In the before times, what happened on Monday night would have been a political earthquake.
What happened was that Iowa Republican Gov. Kim Reynolds endorsed Ron DeSantis’ presidential campaign.
“I believe he’s the candidate that can win,” Reynolds told the Des Moines Register (with DeSantis sitting beside her). “And we also not only need somebody that can win, but we need somebody that has the skill and the resolve, which he clearly does, to reverse the madness that we see happening across this country.”
And she didn’t just say that! Reynolds also said that Donald Trump a) called and asked for her endorsement and b) she didn’t give it to him because she doesn’t think he can win.
Those facts led to this incredible troll by Matt Wolking, who handles communications for DeSantis’ Never Back Down PAC:
Taken all together, this should be a BIG deal! After all:
Reynolds is very popular among Republicans in the state (and presumably has a political organization she can bring to bear on DeSantis’ behalf)
Trump tried to get her endorsement
She chose DeSantis instead because she believed him to be more electable
This is the DeSantis argument in a nutshell! He’s the electable Trump! All of the stuff you like about Trump with none of the stuff you don’t like!
And yet and yet and yet.
I just don’t see the Reynolds’ endorsement as causing a fundamental shift in the race in Iowa (or anywhere else).
Go back to the Des Moines Register poll on the race that was released late last month. The topline numbers looked like this:
Trump 43%
DeSantis 16%
Nikki Haley 16%
No one else in the field had double digit support.
Those numbers actually undersell how bad things look for DeSantis in the state. He dropped 3 points from the August Register poll while Haley rose 10 points. The trend lines, in other words, don’t look good for Ron.
Reynolds is not a miracle worker. Endorsements can help a candidate build momentum but rarely create that momentum all on their own. And, increasingly, I am skeptical that an endorsement from one politician for another politician really moves all that many people anyway. (Remember how Al Gore’s endorsement of Howard Dean in 2004 was going to clinch the race for the former Vermont governor? Yeah, about that…)

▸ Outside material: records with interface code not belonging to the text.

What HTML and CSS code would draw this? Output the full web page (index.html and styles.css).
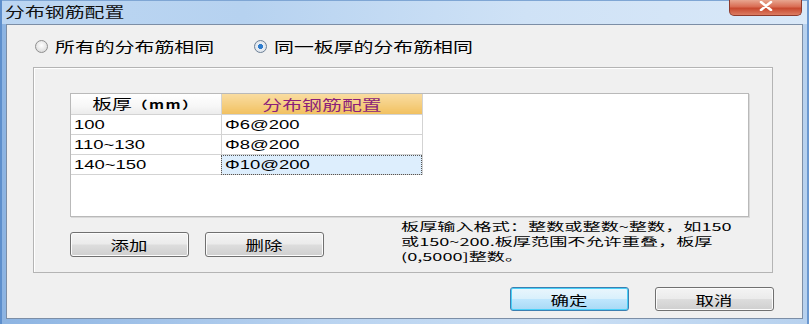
FILE: index.html
```html
<!DOCTYPE html>
<html lang="zh-CN">
<head>
    <meta charset="UTF-8">
    <title>分布钢筋配置</title>
    <link rel="stylesheet" href="styles.css">
</head>
<body>
    <div class="window">
        <div class="titlebar">
            <span class="title sx">分布钢筋配置</span>
            <span class="close-btn">
                <svg width="16" height="10" viewBox="0 0 16 10">
                    <path d="M3 1 L13 9 M13 1 L3 9" stroke="#fff" stroke-width="2.6" stroke-linecap="round"/>
                </svg>
            </span>
        </div>

        <div class="client">
            <!-- mode choice -->
            <div class="radios">
                <label class="radio first"><span class="dot"></span><span class="sx">所有的分布筋相同</span></label>
                <label class="radio checked"><span class="dot"></span><span class="sx">同一板厚的分布筋相同</span></label>
            </div>

            <div class="group">
                <div class="grid">
                    <table>
                        <tr>
                            <th class="col-thick"><span class="sx-c">板厚<small>（mm）</small></span></th>
                            <th class="col-rebar"><span class="sx-c">分布钢筋配置</span></th>
                        </tr>
                        <tr>
                            <td><span class="sx">100</span></td>
                            <td><span class="sx">Φ6@200</span></td>
                        </tr>
                        <tr>
                            <td><span class="sx">110~130</span></td>
                            <td><span class="sx">Φ8@200</span></td>
                        </tr>
                        <tr>
                            <td><span class="sx">140~150</span></td>
                            <td class="selected"><span class="sx">Φ10@200</span></td>
                        </tr>
                    </table>
                </div>

                <div class="group-foot">
                    <button class="btn"><span class="sx-c">添加</span></button>
                    <button class="btn"><span class="sx-c">删除</span></button>
                    <p class="hint">
                        <span class="sx">板厚输入格式：整数或整数~整数，如150</span>
                        <span class="sx">或150~200.板厚范围不允许重叠，板厚</span>
                        <span class="sx">(0,5000]整数。</span>
                    </p>
                </div>
            </div>

            <div class="actions">
                <button class="btn default"><span class="sx-c">确定</span></button>
                <button class="btn"><span class="sx-c">取消</span></button>
            </div>
        </div>
    </div>
</body>
</html>
```

FILE: styles.css
```css
/* Base */
* {
    box-sizing: border-box;
    margin: 0;
    padding: 0;
}

body {
    width: 809px;
    height: 324px;
    overflow: hidden;
    font-family: 'Noto Sans CJK SC', 'Liberation Sans', sans-serif;
    font-size: 14px;
    color: #000;
    background: #a9c7ea;
}

/* the screenshot is stretched sideways, text follows it */
.sx {
    display: inline-block;
    transform: scaleX(1.42);
    transform-origin: 0 50%;
    white-space: nowrap;
}

.sx-c {
    display: inline-block;
    transform: scaleX(1.42);
    transform-origin: 50% 50%;
    white-space: nowrap;
}

/* Window frame */
.window {
    width: 809px;
    height: 324px;
    display: flex;
    flex-direction: column;
    background: linear-gradient(90deg, #8db4e2 0%, #b9d3f0 40%, #c9def4 70%, #b7d1ee 100%);
    border-left: 2px solid #5e8fcc;
    border-right: 2px solid #6b98d0;
}

.titlebar {
    height: 24px;
    display: flex;
    align-items: flex-start;
    padding-left: 3px;
    padding-right: 5px;
    border-top: 1px solid #7fa6d4;
    background: linear-gradient(90deg, #bcd6f2 0%, #b6d2f0 30%, #cfe2f6 65%, #d9e8f8 100%);
}

.title {
    font-size: 14px;
    line-height: 20px;
    color: #111;
}

.close-btn {
    margin-left: auto;
    margin-top: -1px;
    width: 73px;
    height: 16px;
    display: flex;
    align-items: center;
    justify-content: center;
    border: 1px solid #8e3a2c;
    border-top: none;
    border-radius: 0 0 5px 5px;
    background: linear-gradient(180deg, #e8a690 0%, #d96c53 45%, #c8492f 55%, #dc7c62 100%);
}

.close-btn svg {
    margin-top: -3px;
}

/* Client area */
.client {
    flex: 1;
    margin: 0 4px 5px 4px;
    background: #f0f0f0;
    border: 1px solid #7c8ea6;
    display: flex;
    flex-direction: column;
}

.radios {
    display: flex;
    align-items: center;
    height: 16px;
    margin-top: 13px;
    padding-left: 28px;
}

.radio {
    display: flex;
    align-items: center;
    gap: 7px;
    font-size: 14px;
}

.radio.first {
    width: 219px;
}

.dot {
    width: 13px;
    height: 13px;
    border-radius: 50%;
    border: 1px solid #8f8f8f;
    background: radial-gradient(circle at 50% 40%, #ffffff 0%, #e4e4e4 60%, #cfcfcf 100%);
    flex-shrink: 0;
}

.radio.checked .dot {
    background: radial-gradient(circle at 50% 50%, #2a7bd0 0%, #2f7ccc 30%, #e8eef5 36%, #d9dde2 100%);
    border-color: #6b7f96;
}

/* Group box */
.group {
    margin: 13px 0 0 26px;
    width: 740px;
    height: 206px;
    border: 1px solid #b4b4b4;
    box-shadow: inset 1px 1px 0 #ffffff;
    padding: 25px 0 0 36px;
}

.grid {
    width: 679px;
    height: 124px;
    background: #fff;
    border: 1px solid #b9b9b9;
    box-shadow: 1px 1px 0 #d9d9d9;
}

table {
    border-collapse: collapse;
    font-family: 'Liberation Sans', 'Noto Sans CJK SC', sans-serif;
    font-size: 13px;
}

th, td {
    height: 20px;
    border: 1px solid #d3d3d3;
    border-top: none;
    text-align: left;
    font-weight: normal;
    padding: 0 0 0 3px;
}

th {
    text-align: center;
    padding: 0;
    font-family: 'Noto Sans CJK SC', sans-serif;
    font-size: 14px;
    line-height: 19px;
}

th small {
    font-size: 11px;
    font-weight: bold;
    letter-spacing: 1px;
}

.col-thick {
    width: 150px;
    border-left: none;
    background: linear-gradient(180deg, #ffffff 0%, #f7f7f7 60%, #ececec 100%);
}

.col-rebar {
    width: 201px;
    color: #8b1f7a;
    background: linear-gradient(180deg, #f9dca0 0%, #f5cf82 50%, #f1c060 100%);
}

td:first-child {
    border-left: none;
}

td.selected {
    background: #ddeefd;
    outline: 1px dotted #555;
    outline-offset: -1px;
}

/* Buttons */
.btn {
    width: 119px;
    height: 25px;
    border: 1px solid #707070;
    border-radius: 3px;
    background: linear-gradient(180deg, #f4f4f4 0%, #ebebeb 48%, #dddddd 52%, #cfcfcf 100%);
    box-shadow: inset 0 0 0 1px #fcfcfc;
    font-family: 'Noto Sans CJK SC', sans-serif;
    font-size: 13px;
    color: #000;
}

.btn.default {
    border-color: #3c7fb1;
    background: linear-gradient(180deg, #eaf6fd 0%, #d9f0fc 48%, #bee6fd 52%, #a7d9f5 100%);
    box-shadow: inset 0 0 0 1px #48d0f8;
}

.group-foot {
    display: flex;
    align-items: flex-start;
    margin-top: 2px;
}

.group-foot .btn {
    margin-top: 13px;
}

.group-foot .btn + .btn {
    margin-left: 16px;
}

.hint {
    margin-left: 77px;
    display: flex;
    flex-direction: column;
    font-size: 11px;
    line-height: 15px;
}

.hint .sx {
    transform: scaleX(1.65);
}

/* Dialog actions */
.actions {
    display: flex;
    justify-content: flex-end;
    gap: 26px;
    margin: 14px 28px 0 0;
}

.actions .btn {
    height: 24px;
}
```
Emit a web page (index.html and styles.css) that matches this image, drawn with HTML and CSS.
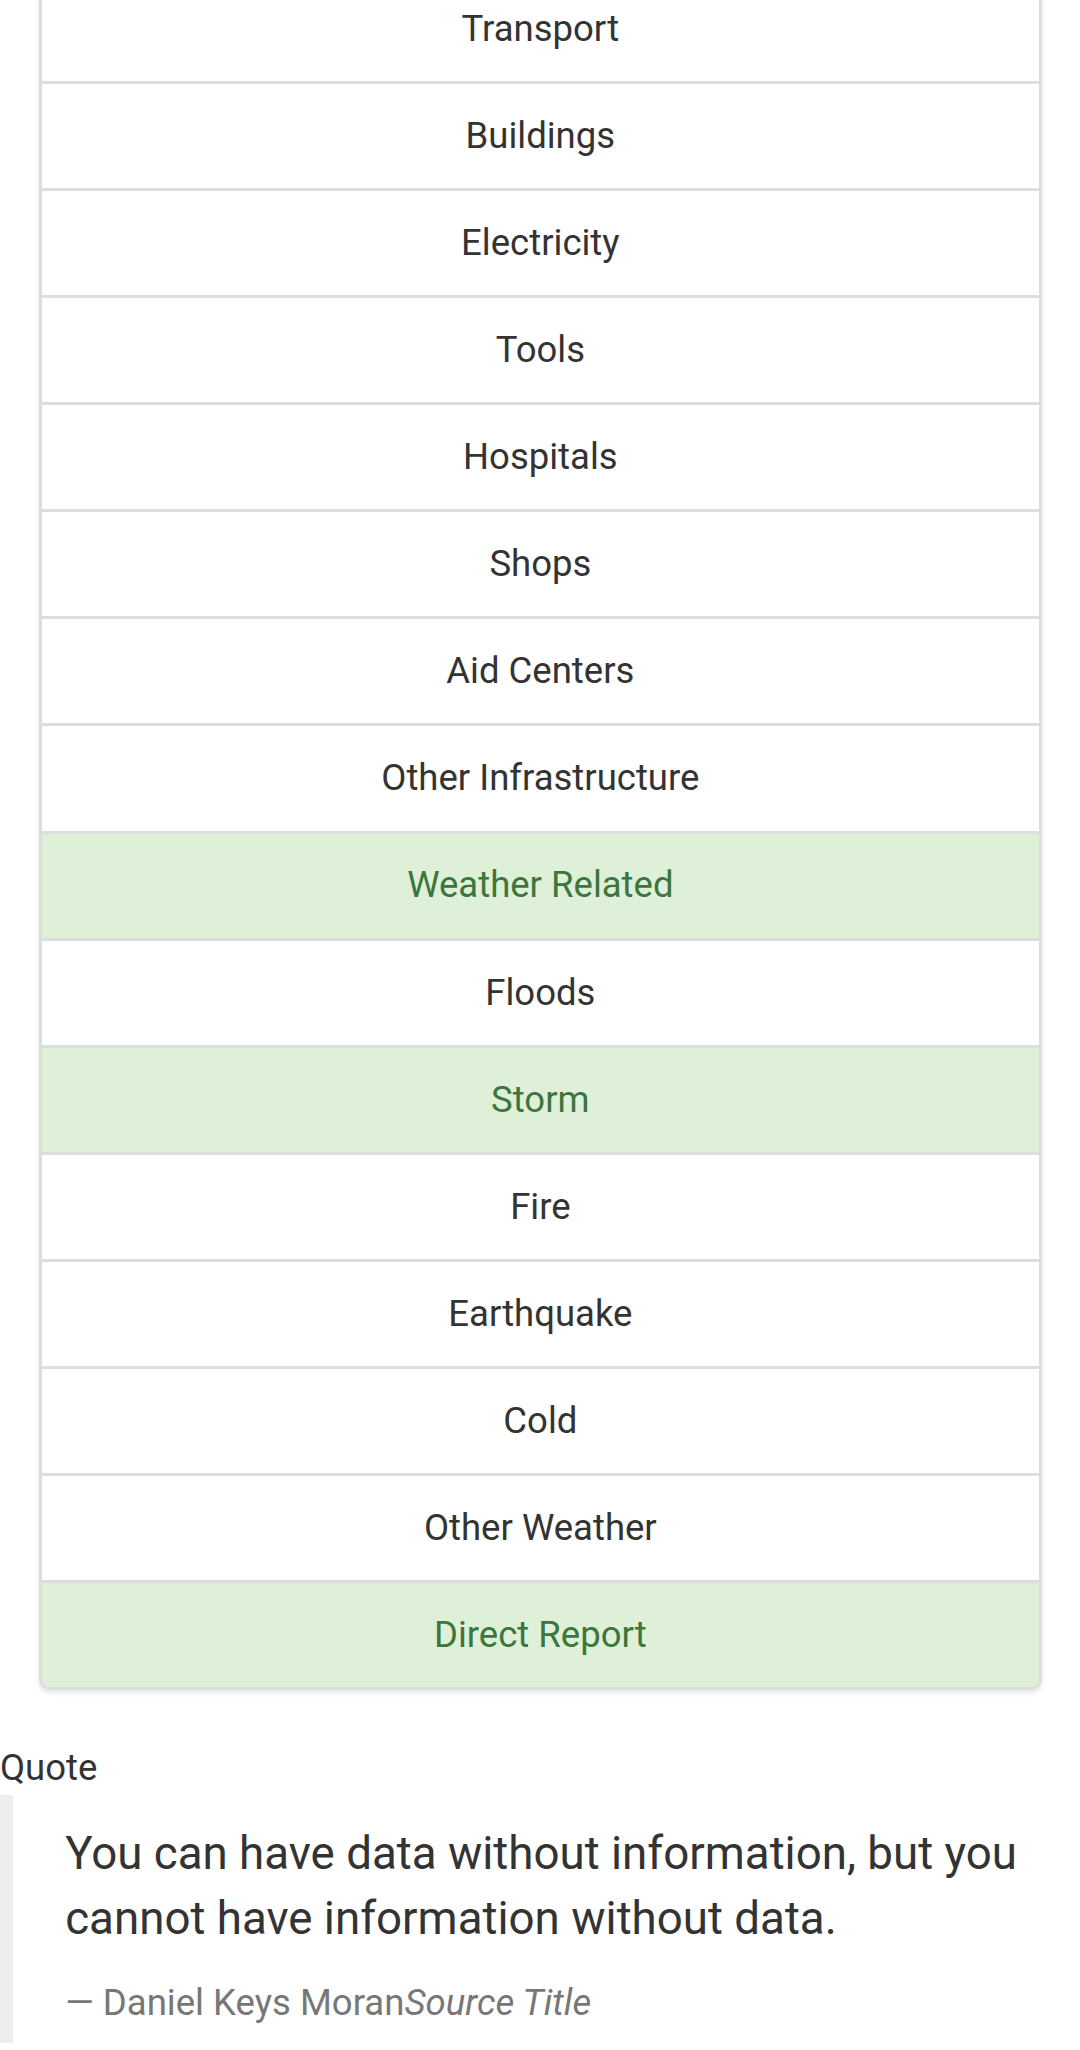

DeSantis, as I have written, appears to be all but done as a candidate. Voters in early states and nationally have gotten a look at him and not particularly liked what they’ve seen. Haley has surpassed him as the preferred Trump alternative — in polling and in the major donor community.
Reynolds, no matter how popular she is, can’t fix that. DeSantis’ problems are more fundamental. People don’t like the candidate at the center of the campaign. No amount of high profile endorsements are going to change that.
Which raises another interesting question: Why did Reynolds do it? Sure, she had been signaling for months that DeSantis was her guy. But, she can read the tea leaves of the race as well as anyone. And the direction of DeSantis’ campaign is clear: Down. So why risk your own political capital on such a long shot?
Like, let’s say DeSantis finishes third in Iowa behind Trump and Haley. Or even a distant second behind Trump. In what world is that anything other than a bad look for Reynolds?
The two obvious answers to the “why” question are:
She felt loyal to DeSantis and decided to endorse him damn the torpedoes
She is angling to be a DeSantis VP pick if — by a major bank shot — he becomes the nominee.
I could believe either one of those. But neither make much sense to me. Loyalty in politics is overrated. (See Donald Trump.) And DeSantis’ chances of winding up as the nominee are small enough that it would seem like an outsized risk for Reynolds to endorse him in hopes that that long shot lands.
Regardless! The bottom line here is this: Reynolds can’t save DeSantis. I honestly don’t think anyone can at this stage.
As an Iowan, I can tell you that Reynolds was very popular with the MAGA crowd until she started cozying up to DeSantis. Now I think they hate her about as much as the Democrats in our state do. If the Dems can find a decent candidate to challenge her in the next election, she might actually be vulnerable. There was one poll that showed she's the most unpopular governor in the US.
I was waiting for your take on this. I really don't understand what she's trying to do here, especially when Haley has whatever momentum a non-Trump candidate can muster.
And even if DeSantis wins Iowa, it's not going to matter. Trump will just claim the governor's endorsement shows how rigged the caucus process really is. Sad!